La incomprendida renuncia al papado en un mundo amante del poder, encuentra explicación en la otra cara de la moneda cuando la humildad, la sencillez, la oración y su profunda espiritualidad dan las respuestas más rotundas para entenderla.
Al hablar de la «nueva evangelización» Ratzinger señalaba que “en las sociedades secularizadas, había que evitar la tentación de la impaciencia, la tentación de buscar inmediatamente grandes éxitos, de buscar grandes números». Porque éste «no es el método de Dios». «No buscamos audiencia para nosotros mismos, no queremos aumentar el poder y la extensión de nuestras instituciones, sino que queremos servir al bien de las personas y de la humanidad dando espacio a Aquel que es la Vida».
Finalmente escribe en el 2006 su testamento que se hizo público apenas se supo de su muerte, del que poco se ha comentado, tal vez por no ser tan sencillo de entender.
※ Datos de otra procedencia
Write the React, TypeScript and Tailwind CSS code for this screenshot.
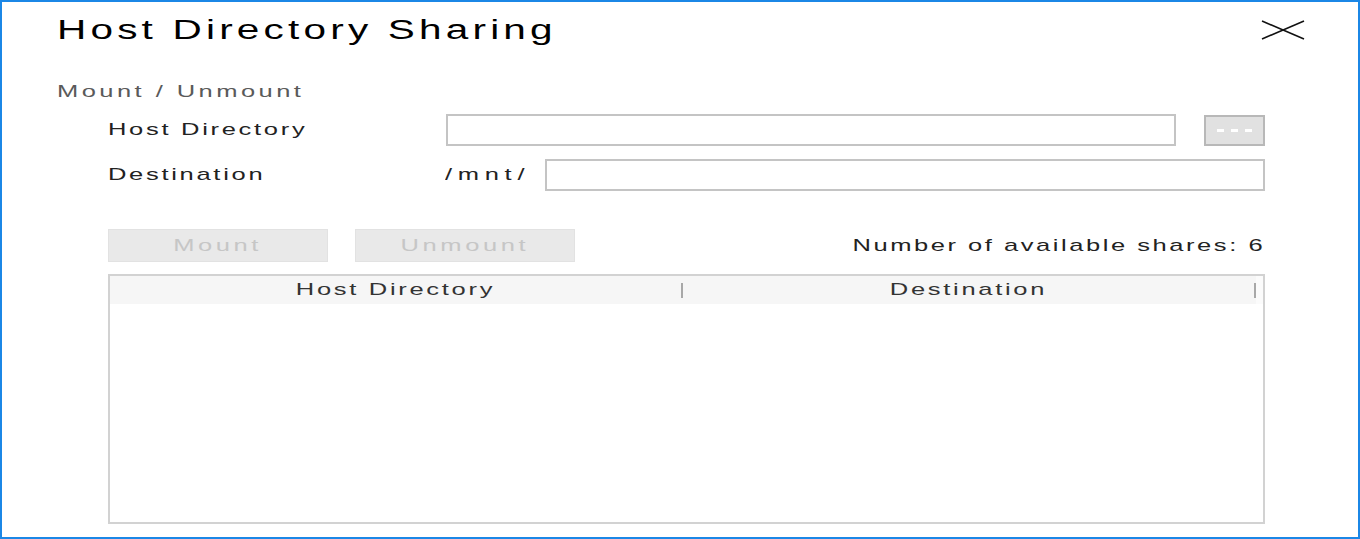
export default function App() {
  return (
    <div
      className="w-[1360px] h-[539px] border-2 border-[#1b87e6] bg-white flex flex-col text-[#222]"
      style={{ fontFamily: '"Liberation Sans", Arial, sans-serif' }}
    >
      {/* title bar */}
      <div className="h-[56px] flex items-center justify-between pl-[55px] pr-[53px]">
        <span className="inline-block origin-left scale-x-150 text-[27px] tracking-[2.8px] text-black">
          Host Directory Sharing
        </span>
        <svg width="44" height="20" viewBox="0 0 44 20" fill="none" stroke="#111" strokeWidth="1.6">
          <path d="M1 1L43 19" />
          <path d="M1 19L43 1" />
        </svg>
      </div>

      <div className="mt-[24px] h-[20px] flex items-center pl-[55px]">
        <span className="inline-block origin-left scale-x-150 text-[17px] tracking-[2.3px] text-[#5a5a5a]">
          Mount / Unmount
        </span>
      </div>

      <div className="pl-[106px] pr-[93px] flex flex-col">
        {/* host directory */}
        <div className="mt-[12px] h-[32px] flex items-center">
          <div className="w-[338px]">
            <span className="inline-block origin-left scale-x-150 text-[17px] tracking-[1.8px]">Host Directory</span>
          </div>
          <div className="flex-1 h-full border-2 border-[#c4c4c4] bg-white" />
          <button className="ml-[28px] w-[61px] h-[31px] border-2 border-[#b8b8b8] bg-[#e1e1e1] flex items-center justify-center gap-[7px]">
            <span className="w-[7px] h-[3px] bg-white" />
            <span className="w-[7px] h-[3px] bg-white" />
            <span className="w-[7px] h-[3px] bg-white" />
          </button>
        </div>

        {/* destination */}
        <div className="mt-[13px] h-[32px] flex items-center">
          <div className="w-[337px]">
            <span className="inline-block origin-left scale-x-150 text-[17px] tracking-[1.8px]">Destination</span>
          </div>
          <div className="w-[100px]">
            <span className="inline-block origin-left scale-x-150 text-[17px] tracking-[3.8px]">/mnt/</span>
          </div>
          <div className="flex-1 h-full border-2 border-[#c4c4c4] bg-white" />
        </div>

        {/* actions */}
        <div className="mt-[38px] h-[33px] flex items-center">
          <button className="w-[220px] h-full bg-[#e9e9e9] border border-[#e2e2e2] flex items-center justify-center">
            <span className="inline-block origin-center scale-x-150 text-[17px] tracking-[2.4px] text-[#c6c6c6]">Mount</span>
          </button>
          <button className="ml-[27px] w-[220px] h-full bg-[#e9e9e9] border border-[#e2e2e2] flex items-center justify-center">
            <span className="inline-block origin-center scale-x-150 text-[17px] tracking-[2.4px] text-[#c6c6c6]">Unmount</span>
          </button>
          <div className="flex-1 flex justify-end">
            <span className="inline-block origin-right scale-x-150 text-[17px] tracking-[1.7px]">
              Number of available shares: 6
            </span>
          </div>
        </div>

        {/* table */}
        <div className="mt-[12px] h-[250px] border-2 border-[#d2d2d2] bg-white flex flex-col">
          <div className="h-[28px] bg-[#f6f6f6] flex items-center">
            <div className="w-[571px] flex justify-center">
              <span className="inline-block origin-center scale-x-150 text-[17px] tracking-[1.8px] text-[#333]">Host Directory</span>
            </div>
            <div className="w-[2px] h-[15px] bg-[#a8a8a8]" />
            <div className="w-[571px] flex justify-center">
              <span className="inline-block origin-center scale-x-150 text-[17px] tracking-[1.8px] text-[#333]">Destination</span>
            </div>
            <div className="w-[2px] h-[15px] bg-[#a8a8a8]" />
            <div className="flex-1 h-full bg-[#fbfbfb]" />
          </div>
          <div className="flex-1" />
        </div>
      </div>
    </div>
  );
}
En él manifiesta sus tres grandes convicciones: su fe inquebrantable, la lucha por la verdad más allá de la razón científica y la gratitud hacia los demás: “¡Manténganse firmes en la fe! ¡No se dejen confundir! A menudo parece como si la ciencia -las ciencias naturales, por un lado, y la investigación histórica (especialmente la exégesis de la Sagrada Escritura), por otro- fuera capaz de ofrecer resultados irrefutables en desacuerdo con la fe católica. He vivido las transformaciones de las ciencias naturales desde hace mucho tiempo, y he visto cómo, por el contrario, las aparentes certezas contra la fe se han desvanecido, demostrando no ser ciencia, sino interpretaciones filosóficas que sólo parecen ser competencia de la ciencia.”
En su ceremonia fúnebre, los fieles gritaron “Santo sumo”; es decir, una petición para que su beatificación comience de inmediato, que tal vez vendría
acompañada de su nombramiento como Doctor de la Iglesia.
Ahora, mientras su cuerpo descansa en los subterráneos de la basílica de San Pedro, su pensamiento teológico será en gran parte el legado para una iglesia que se sostiene en el secular mundo posmoderno.